Published online by Cambridge University Press: 03 December 2009
With Hooke's death there was to be a very considerable change in the Royal Society's activities. This was not quite the same situation as had arisen in 1677 when the death of a very active Secretary demanded as well as permitted change; it was rather that the death of Hooke, a former Secretary and more or less perpetual Curator of Experiments, de facto if not de jure, since 1662, made possible the installation of a new President (for Newton would never have accepted election while Hooke was alive), and this in turn led to the appointment of a new Curator of Experiments. Newton was to play an active part in the Society's affairs, presiding over the vast majority of meetings, commenting on, occasionally presenting experiments, and above all helping to guide the presentation of experiments, now far more numerous than had been the case in preceding decades, for the next fifteen years. After this, in Newton's extreme old age, the momentum generated previously then continued for another decade. The presence of a new Curator of Experiments (not always so called) totally revolutionised the Society's meetings.
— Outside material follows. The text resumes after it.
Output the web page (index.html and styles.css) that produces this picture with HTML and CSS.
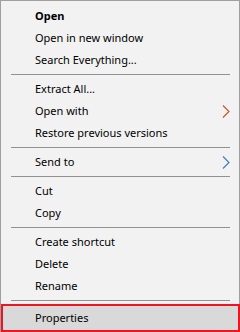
FILE: index.html
```html
<!DOCTYPE html>
<html lang="en">
<head>
    <meta charset="UTF-8">
    <title>Context menu</title>
    <link rel="stylesheet" href="styles.css">
</head>
<body>
    <div class="menu">
        <div class="item bold">Open</div>
        <div class="item">Open in new window</div>
        <div class="item">Search Everything...</div>
        <div class="sep"></div>
        <div class="item">Extract All...</div>
        <div class="item">Open with
            <svg class="arrow" width="8" height="13" viewBox="0 0 8 13"><polyline points="1,0.5 7,6.5 1,12.5" fill="none" stroke="#c8502a" stroke-width="1.1"/></svg>
        </div>
        <div class="item">Restore previous versions</div>
        <div class="sep"></div>
        <div class="item">Send to
            <svg class="arrow" width="8" height="13" viewBox="0 0 8 13"><polyline points="1,0.5 7,6.5 1,12.5" fill="none" stroke="#3a7cc4" stroke-width="1.1"/></svg>
        </div>
        <div class="sep"></div>
        <div class="item">Cut</div>
        <div class="item">Copy</div>
        <div class="sep"></div>
        <div class="item">Create shortcut</div>
        <div class="item">Delete</div>
        <div class="item">Rename</div>
        <div class="sep"></div>
        <div class="item selected">Properties</div>
    </div>
</body>
</html>
```

FILE: styles.css
```css
body {
    margin: 0;
    font-family: "Noto Sans", "Open Sans", sans-serif;
    font-size: 11px;
    color: #000;
}
.menu {
    width: 240px;
    height: 332px;
    box-sizing: border-box;
    border: 1px solid #a0a0a0;
    background: #f2f2f2;
    padding-top: 4px;
}
.item {
    height: 22px;
    line-height: 22px;
    padding: 0 9px 0 34px;
    display: flex;
    justify-content: space-between;
    align-items: center;
    white-space: nowrap;
}
.bold { font-weight: bold; }
.arrow { display: block; }
.sep {
    height: 7px;
    display: flex;
    align-items: center;
    padding: 0 9px 0 10px;
}
.sep::before {
    content: "";
    flex: 1;
    height: 1px;
    background: #919191;
}
.selected {
    height: 28px;
    line-height: 24px;
    box-sizing: border-box;
    border: 2px solid #f0141e;
    background: #d9d9d9;
    padding-left: 32px;
    margin: 0 -1px 0 0;
    align-items: flex-start;
}
```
Francis Hauksbee, who suddenly appeared at the Society in December 1703 at the first meeting at which Newton presided, was to make the presentation of experiments once again an important feature of meetings from this time until shortly before his death in the spring of 1713.
It is obvious that the very existence of a Curator of Experiments is likely to generate the presentation of experiments at meetings, for Curators had to present experiments with some regularity to justify their existence (and salary).